A Catholic librarian on acceptable fiction, c. 1930

The most complete bibliography of nineteenth- and early twentieth-century Anglophone Catholic fiction is Stephen J. Brown, SJ's Catalogue of Novels and Tales by Catholic Writers, which went through multiple editions; I own the 4th, published in 1930.  It comes as no surprise that Brown's enthusiasm for modernist fiction was (ahem) somewhat limited (rather too much "moral poison" [x]).  But what did Brown think constituted a "fair nucleus" (xi) for a library's collections (xi-xii)?

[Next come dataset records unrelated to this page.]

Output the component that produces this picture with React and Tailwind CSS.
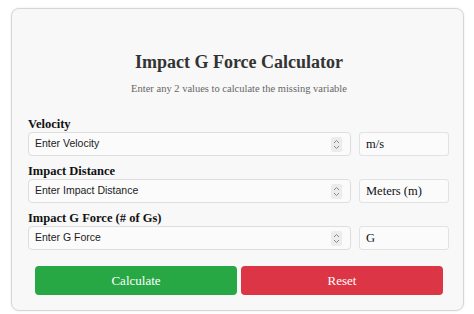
import React from "react";

function Spinner() {
  return (
    <div className="flex h-[15px] w-[11px] flex-col items-center justify-center rounded-[2px] bg-[#ececec]">
      <svg width="7" height="11" viewBox="0 0 7 11" fill="none" stroke="#8a8a8a" strokeWidth="1">
        <path d="M1 4 L3.5 1.5 L6 4" />
        <path d="M1 7 L3.5 9.5 L6 7" />
      </svg>
    </div>
  );
}

function Row({ label, placeholder, unit }) {
  return (
    <div className="flex flex-col">
      <div className="h-[18px] pt-[2px] text-[12.5px] font-bold leading-[16px] text-[#111]" style={{ fontFamily: '"Liberation Serif", serif' }}>
        {label}
      </div>
      <div className="flex items-center gap-[8px]">
        <div className="flex h-[24px] w-[323px] items-center justify-between rounded-[4px] border border-[#dedede] bg-[#fbfbfb] pl-[6px] pr-[8px]">
          <span className="text-[10.5px] text-[#222]" style={{ fontFamily: '"Liberation Sans", sans-serif' }}>{placeholder}</span>
          <Spinner />
        </div>
        <div className="flex h-[24px] w-[90px] items-center rounded-[3px] border border-[#e2e2e2] bg-[#fbfbfb] pl-[6px] text-[12.5px] text-[#111]" style={{ fontFamily: '"Liberation Serif", serif' }}>
          {unit}
        </div>
      </div>
    </div>
  );
}

export default function App() {
  return (
    <div className="h-[314px] w-[474px] bg-white pl-[11px] pt-[8px]">
      <div className="h-[303px] w-[453px] rounded-[8px] border border-[#d6d6d6] bg-[#f8f8f8] pl-[16px] pr-[13px] pt-[41px] shadow-[0_0_3px_rgba(0,0,0,0.08)]">
        <h1 className="text-center text-[18px] font-bold leading-[24px] text-[#333]" style={{ fontFamily: '"Liberation Serif", serif' }}>
          Impact G Force Calculator
        </h1>
        <p className="mt-[8px] text-center text-[10.5px] leading-[14px] text-[#666]" style={{ fontFamily: '"Liberation Serif", serif' }}>
          Enter any 2 values to calculate the missing variable
        </p>
        <div className="mt-[18px] flex flex-col gap-[5px]">
          <Row label="Velocity" placeholder="Enter Velocity" unit="m/s" />
          <Row label="Impact Distance" placeholder="Enter Impact Distance" unit="Meters (m)" />
          <Row label="Impact G Force (# of Gs)" placeholder="Enter G Force" unit="G" />
        </div>
        <div className="mt-[16px] flex gap-[4px] pl-[7px]">
          <button className="h-[29px] w-[202px] rounded-[4px] bg-[#28a745] text-[13px] text-white" style={{ fontFamily: '"Liberation Serif", serif' }}>
            Calculate
          </button>
          <button className="h-[29px] w-[202px] rounded-[4px] bg-[#dc3545] text-[13px] text-white" style={{ fontFamily: '"Liberation Serif", serif' }}>
            Reset
          </button>
        </div>
      </div>
    </div>
  );
}
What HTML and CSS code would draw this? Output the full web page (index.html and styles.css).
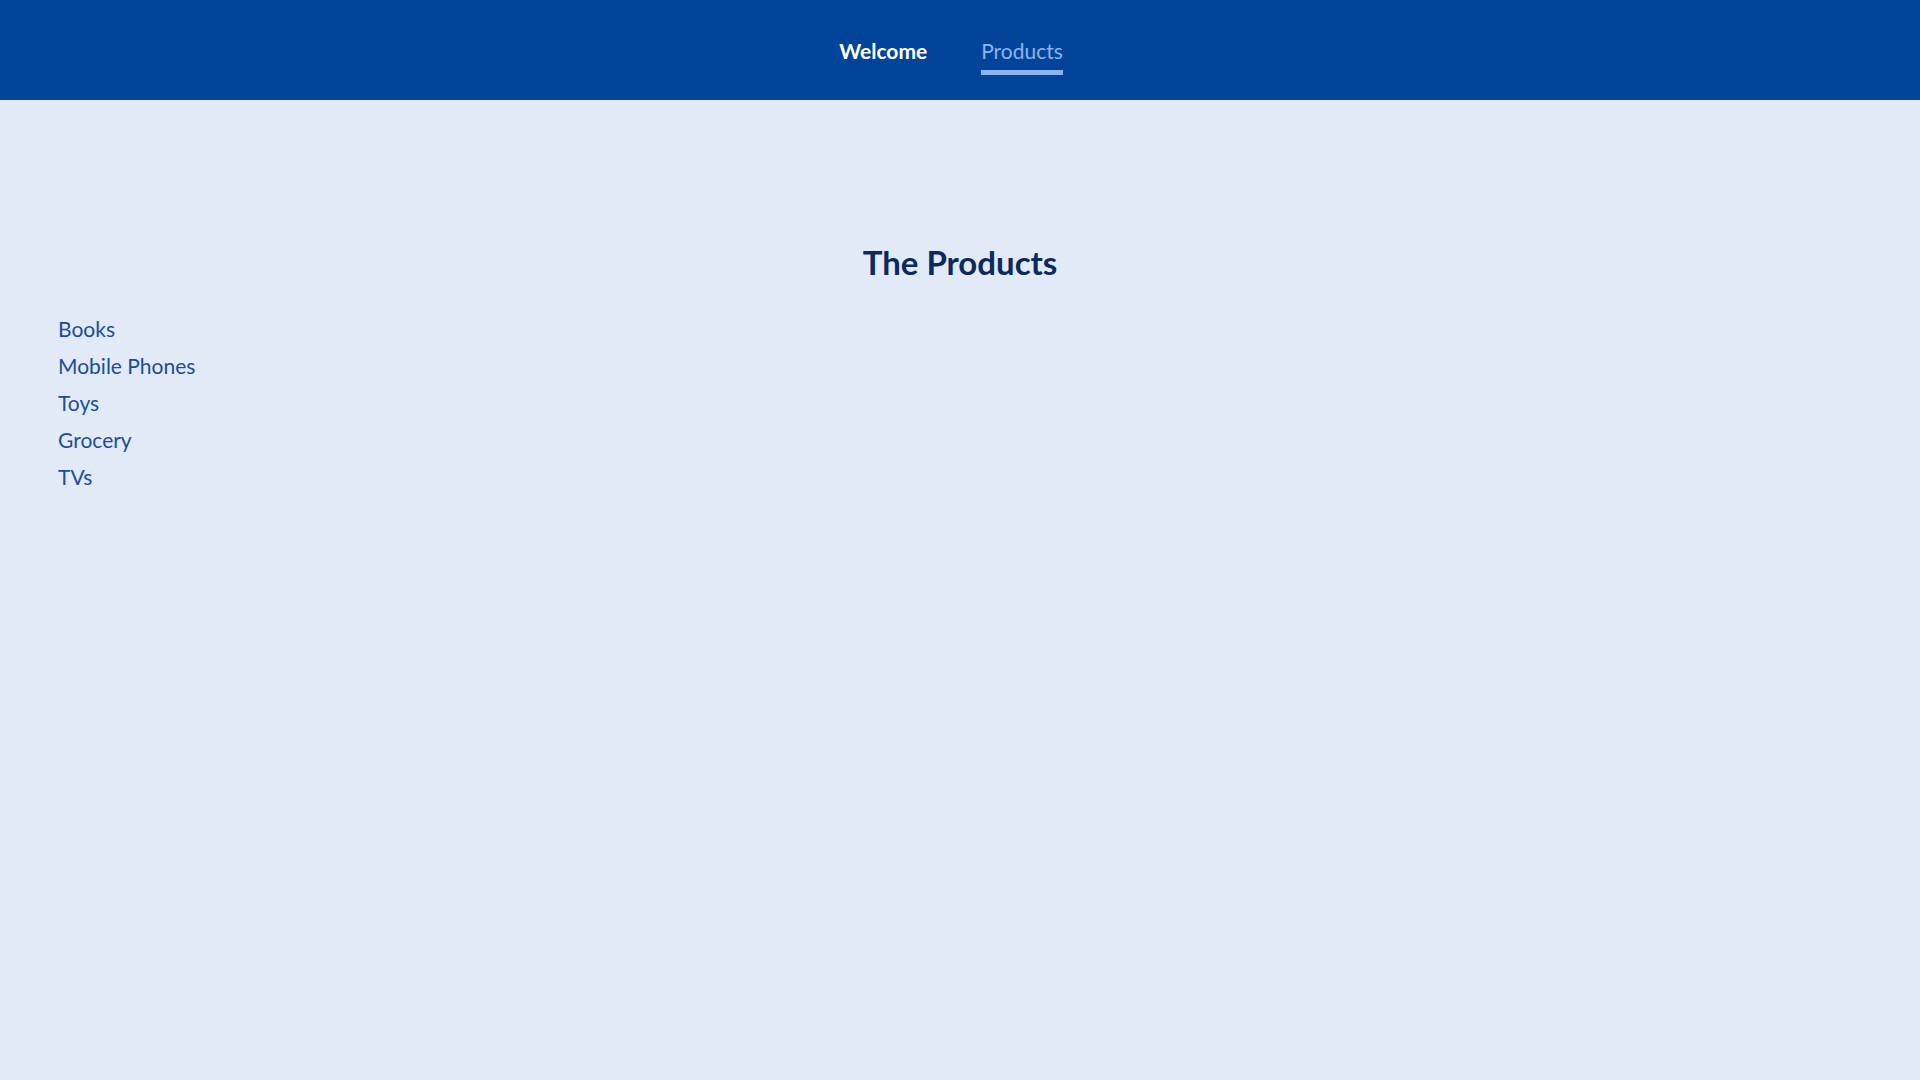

The "standard or classical fiction":

  • Walter Scott
  • Charles Dickens 
  • W. M. Thackeray
  • The Bronte sisters (not clear if Anne is included or not)
  • Anthony Trollope
  • Edward Bulwer Lytton
  • George Eliot
  • George Meredith
  • Wilkie Collins
  • Nathaniel Hawthorne

The "contemporary, or almost contemporary, writers who have so far successfully withstood the tests of time and competition":

  • Bret Harte
  • R. L. Stevenson
  • Joseph Conrad
  • H. Rider Haggard
  • "Q" (i.e. Arthur Thomas Quiller-Couch)
  • William Black
  • W. D. Blackmore
  • Arthur Conan Doyle
  • J. M. Barrie
  • Rudyard Kipling
  • George W. Cable
  • Henry James
  • James Lane Allen
  • W. D. Howells
  • Winston Churchill (the novelist, not the Prime Minister)
  • John Buchan
  • Kate Douglas Wiggin
  • Jack London
  • Booth Tarkington

He also notes some comic writers:

  • Mark Twain
  • Stephen Leacock
  • W. W. Jacobs
  • Jerome K. Jerome
  • Barry Pain
  • P. G. Wodehouse
  • F. H. Anstey
  • D. B. Wyndham Lewis (not to be confused with the other Wyndham Lewis)

These lists are always fascinating indicators of how Anglo-American fiction's canon continues to morph.  Some notes:

1) Again, it's clear that by 1930 the nineteenth-century canon of "major" authors had pretty much settled down into its current form (but see below), albeit with Meredith and without Melville.  Bulwer Lytton had still not dropped off into the comic abyss of the Bulwer Lytton Prize and the Little Lyttons--the interwar period was really his last hurrah--while Scott remained an author whom everyone needed to read, although by this point he was also classed primarily as a children's novelist.   

2) Jane Austen's absence is striking.  In general, there's an obvious shortage of women novelists here.  

3) About half the late 19th/early 20th-c. contingent has disappeared.  James and Conrad are thoroughly "high culture"; Doyle, Stevenson, and, to a lesser extent, Barrie, Kipling and London are still popular (although those last three primarily as children's authors).  Harte continues to have some reputation for a few short stories, and both Haggard and Buchan have an audience amongst lovers of adventure and spy tales.  Howells and Blackmore are pretty much the province of academics at this point, and some of the others not even that.

4) Of his comics, only Twain and Wodehouse are still read widely, although Victorianists probably know Jerome K. Jerome.  Oddly enough, readers who recognize Jacobs probably do so for the horror story "The Monkey's Paw," which is most assuredly not funny.